Selama ini, Geopix turut serta menggalang dukungan publik dan kolaborasi lintas negara untuk memperkuat tekanan moral ataupun politik agar pemulangan satwa liar dilindungi segera dilakukan. Saat ini, tercatat puluhan orangutan yang masih berada di negara lain, seperti India, akibat penyelundupan dan perdagangan satwa ilegal.
Annisa menyebut, repatriasi satwa liar dilindungi milik Indonesia dari sejumlah negara yang memperolehnya secara tidak sah merupakan bagian dari pengakuan atas kedaulatan Indonesia terhadap kekayaan alamnya. Hal ini sekaligus mencerminkan tanggung jawab bersama dari para pihak.

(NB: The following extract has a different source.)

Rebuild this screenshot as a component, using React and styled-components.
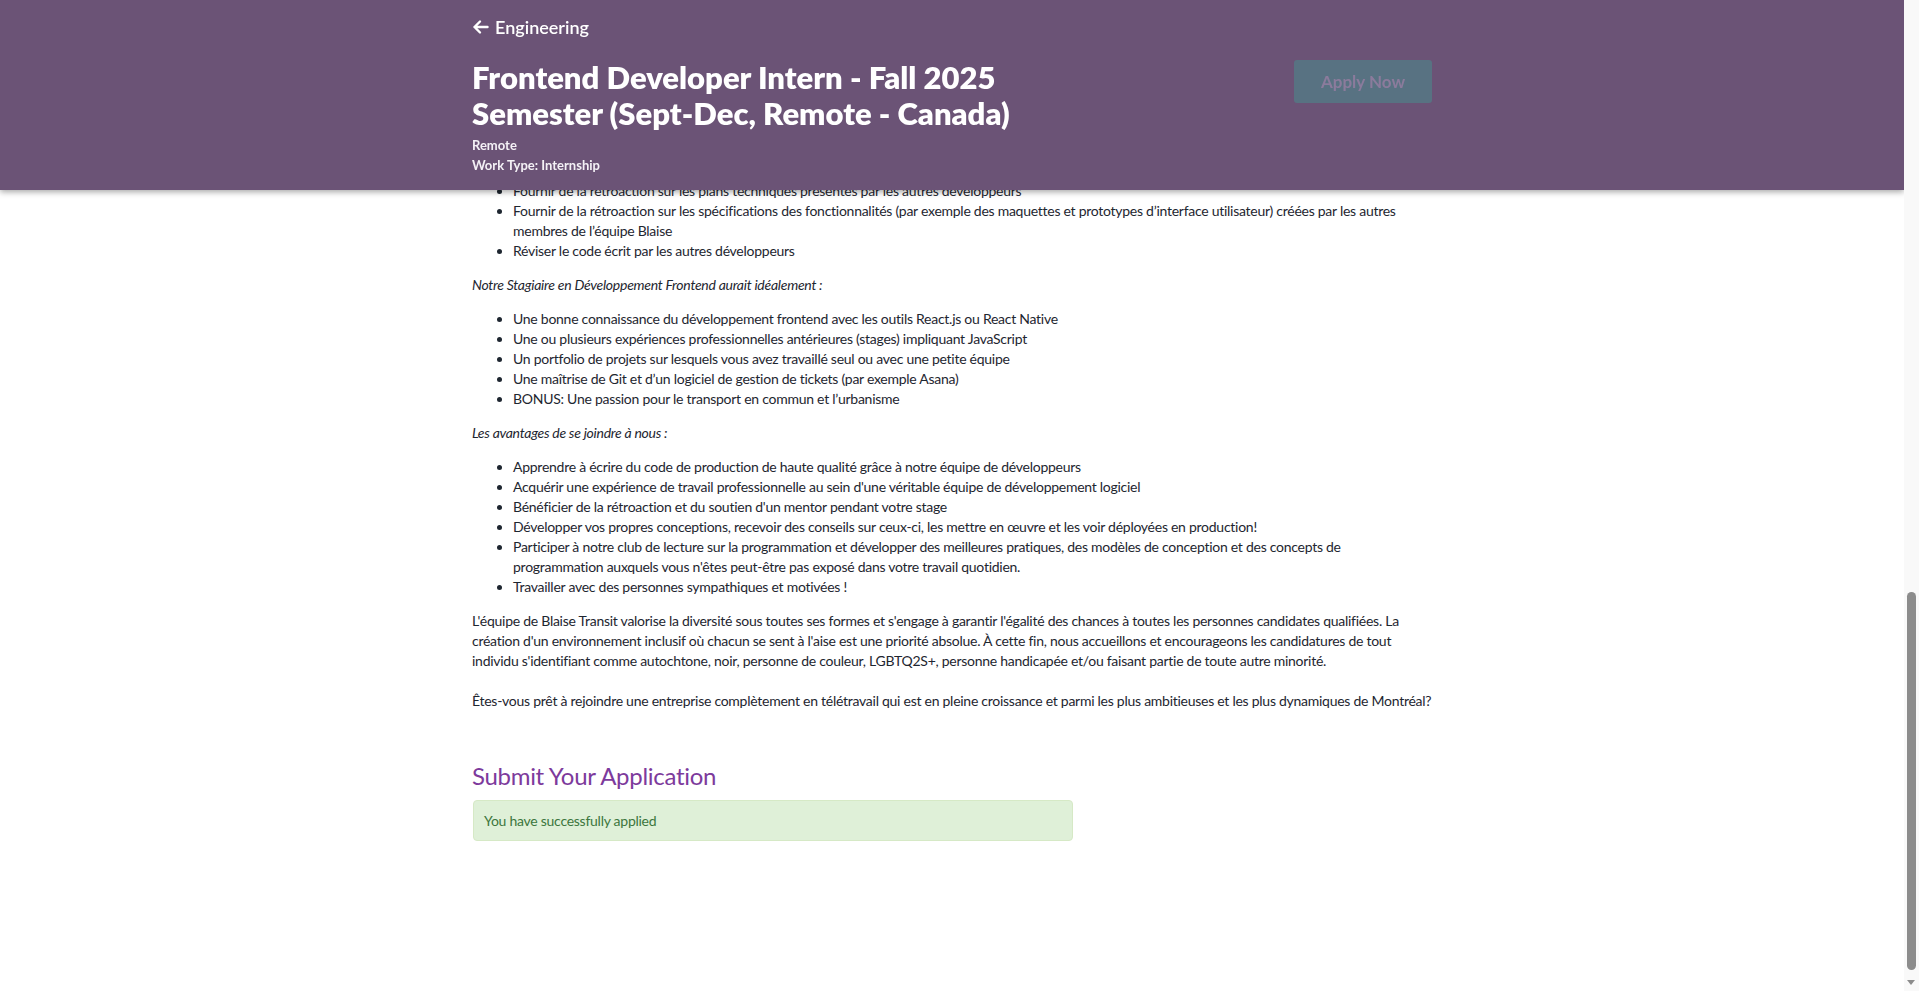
import React from "react";
import styled, { createGlobalStyle } from "styled-components";

const Global = createGlobalStyle`
  body {
    margin: 0;
    padding-right: 15px;
    background: #ffffff;
    font-family: Lato, "Liberation Sans", sans-serif;
    color: #1e2630;
  }
  * { box-sizing: border-box; }
`;

const Header = styled.header`
  position: fixed;
  top: 0;
  left: 0;
  right: 15px;
  height: 190px;
  background: #6b5376;
  color: #ffffff;
  box-shadow: 0 2px 6px rgba(0, 0, 0, 0.35);
  z-index: 10;
`;

const Container = styled.div`
  width: 960px;
  margin: 0 auto;
`;

const HeaderInner = styled(Container)`
  display: flex;
  justify-content: space-between;
  align-items: flex-start;
  padding-top: 15px;
`;

const HeaderMain = styled.div`
  display: flex;
  flex-direction: column;
`;

const BackLink = styled.a`
  display: flex;
  align-items: center;
  gap: 6px;
  font-size: 18px;
  line-height: 24px;
  font-weight: 600;
  color: #ffffff;
  text-decoration: none;
`;

const Title = styled.h1`
  margin: 20px 0 4px;
  max-width: 600px;
  font-size: 31px;
  line-height: 36px;
  font-weight: 800;
  letter-spacing: 0;
`;

const Meta = styled.div`
  font-size: 13px;
  line-height: 20px;
  font-weight: 700;
  color: #f4f1f6;
`;

const ApplyButton = styled.button`
  margin-top: 45px;
  width: 138px;
  height: 43px;
  border: none;
  border-radius: 3px;
  background: #587282;
  color: #8b7b9c;
  font-family: inherit;
  font-size: 17px;
  font-weight: 700;
  cursor: not-allowed;
`;

const Main = styled(Container)`
  padding-top: 181px;
  padding-bottom: 151px;
  font-size: 14px;
  line-height: 20px;
  letter-spacing: -0.265px;
`;

const List = styled.ul`
  margin: 14px 0;
  padding-left: 41px;
  &:first-child { margin-top: 0; }
`;

const Item = styled.li``;

const Lead = styled.p`
  margin: 14px 0;
  font-style: italic;
`;

const Para = styled.p`
  margin: 14px 0 0;
`;

const SectionTitle = styled.h2`
  margin: 52px 0 11px;
  font-size: 24px;
  line-height: 26px;
  font-weight: 400;
  letter-spacing: -0.3px;
  color: #7d3a9c;
`;

const SuccessBox = styled.div`
  width: 600px;
  margin-left: 1px;
  padding: 10px;
  background: #dff0d8;
  border: 1px solid #d6e9c6;
  border-radius: 4px;
  color: #3c763d;
  font-size: 14px;
  line-height: 19px;
`;

const ScrollTrack = styled.div`
  position: fixed;
  top: 0;
  right: 0;
  bottom: 0;
  width: 15px;
  background: #f9f9f9;
  z-index: 20;
`;

const ScrollThumb = styled.div`
  position: absolute;
  top: 592px;
  left: 3px;
  width: 9px;
  height: 378px;
  border-radius: 5px;
  background: #8c8c8c;
`;

const ScrollArrow = styled.div`
  position: absolute;
  bottom: 6px;
  left: 3px;
  width: 0;
  height: 0;
  border-left: 4.5px solid transparent;
  border-right: 4.5px solid transparent;
  border-top: 5px solid #8c8c8c;
`;

const Arrow = () => (
  <svg width="17" height="16" viewBox="0 0 17 16" aria-hidden="true">
    <path d="M15.5 8H2.5M8 2.5L2.5 8L8 13.5" fill="none" stroke="#fff" strokeWidth="2.4" strokeLinecap="round" strokeLinejoin="round" />
  </svg>
);

export default function App() {
  return (
    <>
      <Global />
      <Header>
        <HeaderInner>
          <HeaderMain>
            <BackLink href="#">
              <Arrow />
              Engineering
            </BackLink>
            <Title>Frontend Developer Intern - Fall 2025 Semester (Sept-Dec, Remote - Canada)</Title>
            <Meta>Remote</Meta>
            <Meta>Work Type: Internship</Meta>
          </HeaderMain>
          <ApplyButton disabled>Apply Now</ApplyButton>
        </HeaderInner>
      </Header>
      <Main>
        <List>
          <Item>Fournir de la rétroaction sur les plans techniques présentés par les autres développeurs</Item>
          <Item>Fournir de la rétroaction sur les spécifications des fonctionnalités (par exemple des maquettes et prototypes d’interface utilisateur) créées par les autres membres de l’équipe Blaise</Item>
          <Item>Réviser le code écrit par les autres développeurs</Item>
        </List>
        <Lead>Notre Stagiaire en Développement Frontend aurait idéalement :</Lead>
        <List>
          <Item>Une bonne connaissance du développement frontend avec les outils React.js ou React Native</Item>
          <Item>Une ou plusieurs expériences professionnelles antérieures (stages) impliquant JavaScript</Item>
          <Item>Un portfolio de projets sur lesquels vous avez travaillé seul ou avec une petite équipe</Item>
          <Item>Une maîtrise de Git et d’un logiciel de gestion de tickets (par exemple Asana)</Item>
          <Item>BONUS: Une passion pour le transport en commun et l’urbanisme</Item>
        </List>
        <Lead>Les avantages de se joindre à nous :</Lead>
        <List>
          <Item>Apprendre à écrire du code de production de haute qualité grâce à notre équipe de développeurs</Item>
          <Item>Acquérir une expérience de travail professionnelle au sein d'une véritable équipe de développement logiciel</Item>
          <Item>Bénéficier de la rétroaction et du soutien d'un mentor pendant votre stage</Item>
          <Item>Développer vos propres conceptions, recevoir des conseils sur ceux-ci, les mettre en œuvre et les voir déployées en production!</Item>
          <Item>Participer à notre club de lecture sur la programmation et développer des meilleures pratiques, des modèles de conception et des concepts de programmation auxquels vous n'êtes peut-être pas exposé dans votre travail quotidien.</Item>
          <Item>Travailler avec des personnes sympathiques et motivées !</Item>
        </List>
        <Para>
          L'équipe de Blaise Transit valorise la diversité sous toutes ses formes et s'engage à garantir l'égalité des chances à toutes les personnes candidates qualifiées. La création d'un environnement inclusif où chacun se sent à l'aise est une priorité absolue. À cette fin, nous accueillons et encourageons les candidatures de tout individu s'identifiant comme autochtone, noir, personne de couleur, LGBTQ2S+, personne handicapée et/ou faisant partie de toute autre minorité.
          <br />
          <br />
          Êtes-vous prêt à rejoindre une entreprise complètement en télétravail qui est en pleine croissance et parmi les plus ambitieuses et les plus dynamiques de Montréal?
        </Para>
        <SectionTitle>Submit Your Application</SectionTitle>
        <SuccessBox>You have successfully applied</SuccessBox>
      </Main>
      <ScrollTrack aria-hidden="true">
        <ScrollThumb />
        <ScrollArrow />
      </ScrollTrack>
    </>
  );
}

Ia juga menekankan bahwa dalam kerangka tujuan yang lebih luas, repatriasi hanyalah satu bagian kecil dari upaya melindungi kekayaan alam Indonesia. Di sisi lain, diperlukan juga langkah yang lebih serius dan konsisten untuk memperkuat sistem pencegahan, meningkatkan pengawasan, serta menegakkan hukum secara tegas agar timbul efek jera.
”Tanpa upaya yang lebih keras tersebut, perdagangan satwa liar dilindungi akan terus berulang dan merongrong kekayaan keanekaragaman hayati serta kedaulatan negara kita,” ucapnya.